I’m also convinced that survival-mode must be categorized in the same mental area in our brain as labor and delivery. It’s been said that the pain of labor and delivery is eventually forgotten (although lets be honest, no one forgets all.of.that.pain…), and that seems to be the case with survival-mode as well, since you never hear about it as a whole. I mean come on, no one ever says ‘oh it wasn’t so bad’, no, instead they say ‘enjoy the time with your kids because it goes by so quick.’ It must be because the brain forgets the complete and utter exhaustion that is survival-mode. Years worth of it.

Sometimes it can feel like you are living in a mental fog. In fact, we recently had someone ask us ‘What do you guys do for fun?’ and we both felt stumped. Fun? When is the last time we did something fun without the kids? We actually looked at one another and both said something to the affect that we just try to survive from one day to the next. That’s how deep in survival-mode we are.

So how do you survive survival-mode? I’ve got a few ideas, although my kids are testing them every day and I’m constantly having to adapt and figure out something new!

  1. Recognize it for what it is. If the first step to change is actually acknowledging what needs to change, the first step to surviving survival-mode is recognizing that you are surviving. Realize that you don’t suck at parenting, or at life, and that you are simply in a state of survival. If you find yourself questioned about why you haven’t visited lately or why you didn’t offer to host yet another holiday, and all you can think is how frustrating the 15 minute drive to church is with all three kids is let alone hours in the car… or how spending hours planning a meal and then grocery shopping for it (with all.3.kids.in.the.grocery.store…picture.it…) and then cooking it for hours and hours might make you want to lock yourself in your pantry and eat the bag of Dove chocolates you stashed there while drinking the whole bottle of dinner wine you bought for the meal… Recognize that you are in a state of survival-mode and others might not (obviously) realize that! Look at it as a season of life, one that will change as time goes on, just as seasons do. Sometimes it will be easier, sometimes more challenging, but either way, it’s not forever!

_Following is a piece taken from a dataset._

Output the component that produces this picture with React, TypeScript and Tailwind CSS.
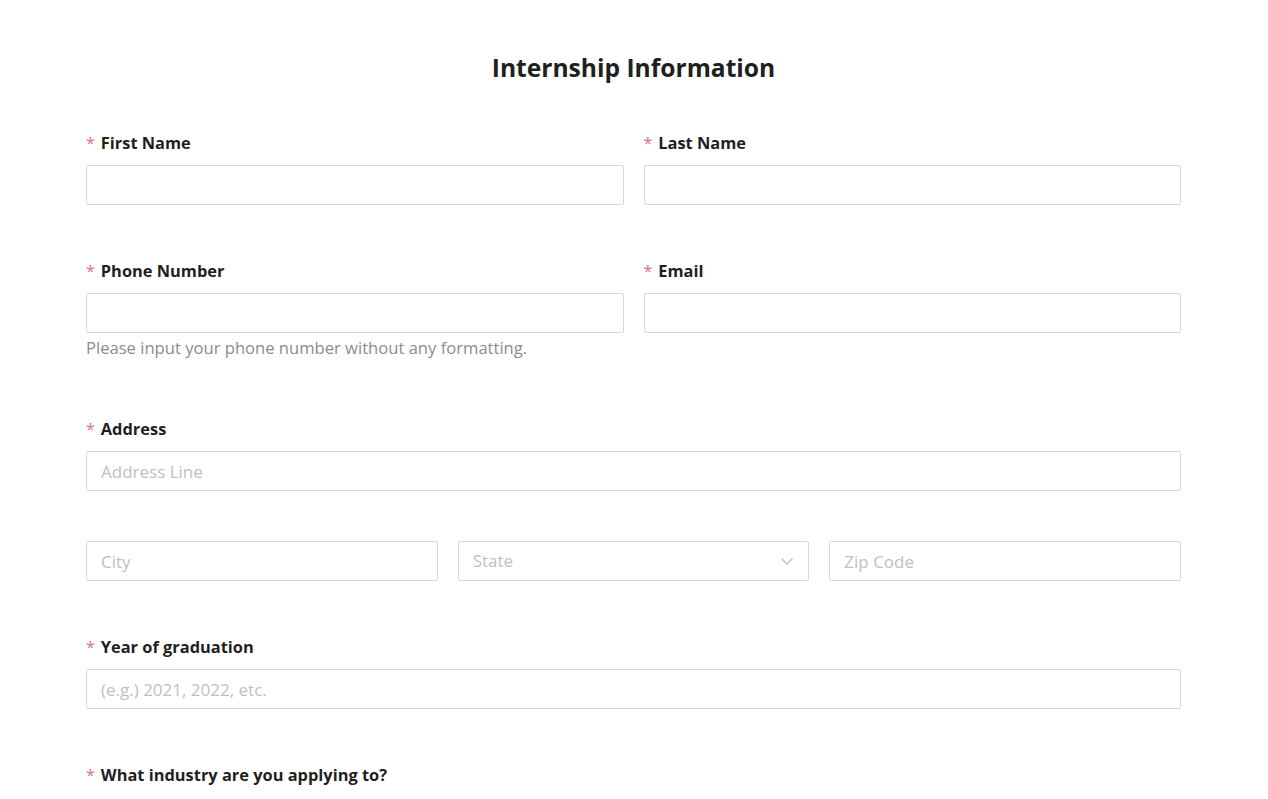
import React from 'react';

const font = { fontFamily: '"Open Sans", "Noto Sans", sans-serif' };

const Label: React.FC<{ text: string }> = ({ text }) => (
  <div className="flex items-center h-6 mb-[11px] pt-[2px] text-[16.4px] font-bold text-[#1f1f1f] leading-6">
    <span className="text-[#e5717a] mr-[6px] font-normal text-[16px]">*</span>
    {text}
  </div>
);

const Input: React.FC<{ placeholder?: string }> = ({ placeholder }) => (
  <input
    type="text"
    placeholder={placeholder}
    className="block w-full h-10 px-[14px] border border-[#d9d9d9] rounded-[2px] bg-white text-[17px] text-[#1f1f1f] placeholder:text-[#bfbfbf] outline-none"
  />
);

export default function App() {
  return (
    <div className="min-h-screen bg-white" style={font}>
      <div className="ml-[86px] mr-[87px] pt-[51px]">
        <h1 className="text-center text-[24.6px] font-bold text-[#1f1f1f] leading-[34px] mb-[45px]">
          Internship Information
        </h1>

        <div className="grid grid-cols-2 gap-x-5">
          <div>
            <Label text="First Name" />
            <Input />
          </div>
          <div>
            <Label text="Last Name" />
            <Input />
          </div>
        </div>

        <div className="grid grid-cols-2 gap-x-5 mt-[53px]">
          <div>
            <Label text="Phone Number" />
            <Input />
            <p className="mt-[3px] text-[16.6px] leading-6 text-[#8c8c8c]">
              Please input your phone number without any formatting.
            </p>
          </div>
          <div>
            <Label text="Email" />
            <Input />
          </div>
        </div>

        <div className="mt-[56px]">
          <Label text="Address" />
          <Input placeholder="Address Line" />
        </div>

        <div className="grid grid-cols-3 gap-x-5 mt-[50px]">
          <Input placeholder="City" />
          <div className="relative">
            <div className="flex items-center justify-between h-10 px-[14px] border border-[#d9d9d9] rounded-[2px] bg-white">
              <span className="text-[17px] text-[#bfbfbf]">State</span>
              <svg width="14" height="14" viewBox="0 0 14 14" fill="none" stroke="#bfbfbf" strokeWidth="1.3">
                <path d="M1.5 4.5 L7 10 L12.5 4.5" />
              </svg>
            </div>
          </div>
          <Input placeholder="Zip Code" />
        </div>

        <div className="mt-[53px]">
          <Label text="Year of graduation" />
          <Input placeholder="(e.g.) 2021, 2022, etc." />
        </div>

        <div className="mt-[53px]">
          <Label text="What industry are you applying to?" />
        </div>
      </div>
    </div>
  );
}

  2. Find reminders that work for you. If you find that you are forgetting your commitments, missing appointments, or making several trips to the grocery store only to realize that you have still forgotten something, find a reminder for yourself that works for you. For me, I like to use apps on my phone. I always have my phone with me, so its convenient for me to use apps. Cozi is my go-to app for scheduling appointments and keeping my grocery lists. You can choose a color for each family member and set it to sound an alarm or send you email reminders. I also use the Recipe Keeper app as my recipe book and to keep my son’s dietary restriction lists in. I use the paid version of this app but have found that I the lists so often when I’m grocery shopping that it is worth it for me. I also like having my recipe book with me all the time in case I decide to add to my meal plan while shopping.
  3. Breathe. Honestly, when you find yourself overwhelmed with kids who always have their hands in the fridge, and you can’t seem to find that beacon that announces you have left the room (seriously, where is that darn thing and why can only the kids seem to see it?!?!!) signaling that it is time to either follow and find mom in the bathroom or start a fight with their sister, just stop and take a breath. Get a good dose of oxygen to your brain and give yourself a chance to reset before returning to parenting.

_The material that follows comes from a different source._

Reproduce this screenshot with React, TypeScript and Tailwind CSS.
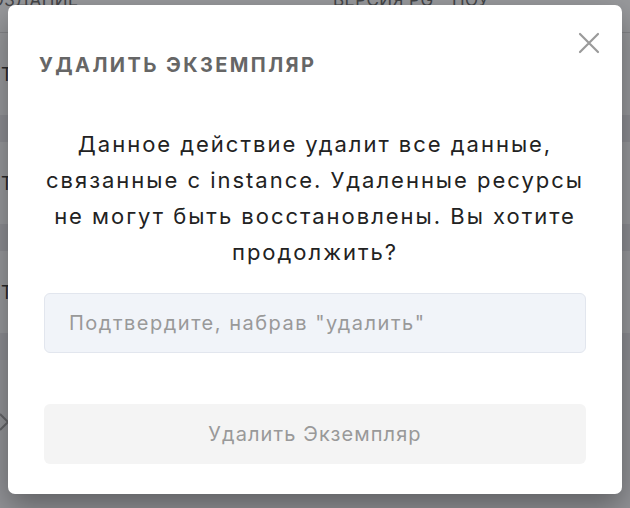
const rows = [0, 1, 2];

function Backdrop() {
  return (
    <div className="flex flex-col w-full h-full bg-[#f3f3f5] text-[#333]">
      <div className="flex items-start h-[33px] text-[17px] leading-none tracking-wide text-[#666] bg-white border-b border-[#ddd] overflow-hidden">
        <span className="w-[333px] shrink-0 -mt-[8px] -ml-[22px]">СОЗДАНИЕ</span>
        <span className="w-[119px] shrink-0 -mt-[8px] ml-[22px]">ВЕРСИЯ PG</span>
        <span className="-mt-[8px]">ПОУ</span>
      </div>
      {rows.map((r) => (
        <div key={r} className="flex flex-col">
          <div className="flex items-center h-[82px] bg-white text-[18px] pl-[1px]">
            <span>Ta</span>
          </div>
          <div className="h-[27px] bg-[#ececef]" />
        </div>
      ))}
      <div className="flex-1 bg-[#f4f4f6] flex items-start pt-[52px]">
        <svg width="10" height="20" viewBox="0 0 10 20" fill="none" stroke="#a0a0a0" strokeWidth="2">
          <path d="M0 2 L8 10 L0 18" />
        </svg>
      </div>
    </div>
  );
}

export default function App() {
  return (
    <div className="relative w-[630px] h-[508px] overflow-hidden font-[Inter,'Noto_Sans',sans-serif]">
      <Backdrop />
      <div className="absolute inset-0 bg-[#1a1c24]/45" />
      <div className="absolute left-[8px] top-[5px] w-[614px] h-[489px] bg-white rounded-[7px] shadow-[0_12px_30px_rgba(0,0,0,0.35)] flex flex-col px-[36px]">
        <button className="absolute right-[22px] top-[27px] text-[#9a9a9a]">
          <svg width="22" height="22" viewBox="0 0 22 22" fill="none" stroke="currentColor" strokeWidth="2.2" strokeLinecap="round">
            <path d="M2 2 L20 20 M20 2 L2 20" />
          </svg>
        </button>
        <h2 className="mt-[48px] -ml-[5px] text-[20px] leading-[24px] font-bold tracking-[0.12em] text-[#666]">
          УДАЛИТЬ ЭКЗЕМПЛЯР
        </h2>
        <p className="mt-[49px] text-center text-[22px] leading-[36px] tracking-[0.09em] text-[#222]">
          Данное действие удалит все данные, связанные с instance. Удаленные ресурсы не могут быть восстановлены. Вы хотите продолжить?
        </p>
        <input
          className="mt-[23px] h-[60px] w-full rounded-[6px] border border-[#e2e6ee] bg-[#f1f4f9] px-[24px] text-[20px] tracking-[0.075em] text-[#333] placeholder:text-[#999] outline-none"
          placeholder='Подтвердите, набрав "удалить"'
        />
        <button
          disabled
          className="mt-[51px] h-[60px] w-full rounded-[6px] bg-[#f4f4f4] text-[20px] tracking-[0.055em] text-[#999]"
        >
          Удалить Экземпляр
        </button>
      </div>
    </div>
  );
}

  4. Pray. God made you for this role. He chose you as parents for these kids. He knew you could handle the difficult times, and that you’d flourish in the times of wellness and abundance. You were chosen for this role, and you are enough for your kids. When you reflect on your day and see a day of stress, and frustration, and maybe even yelling, it’s more likely than not that your kids see the day completely differently, and will only remember the smiles they received when they woke up that morning, the kisses they got when they had a boo-boo, the meals mom made them to fill their bellies, and the hugs they got as they went to bed that evening. Pray for guidance for the next day, pray for change if you need to change, pray for your little ones all tucked in their beds. Pray for whatever is on your heart, and remember that you were made for this role, and you will make it through this season of life.
  5. Remember your intent. I’ve written posts on living with intent and parenting with intent, which you can find by following the links provided. I truly believe that intent changes everything. Both remembering your intent, and looking at the intent of others are vital to surviving survival-mode. When my husband and I find ourselves overwhelmed with parenting, one of us usually recognizes our state of survival and will strike up a conversation with the other on remembering our intent. When God granted our prayers and we became parents, we never intended to live in a state of survival. We wanted children to enjoy them, to love them, to teach them, to learn from even. When we take a step back and remember that we want to live with intent and parent with intent, we mentally start to change how we are approaching life, and we remember our priorities, and to slow down to get what we want out of life. This can make all the difference when you find yourself in a state of parenting survival-mode.
  6. Remember the gift of grace. Accepting God’s grace after each day of struggle and praying for strength for the next is sometimes the only thing that helps me get to sleep at night. God loves each of us, and His grace and forgiveness are some of His greatest gifts to us. Us giving grace and forgiveness is also an extremely important part of life. It frees us from feeling guilt and carrying that with us.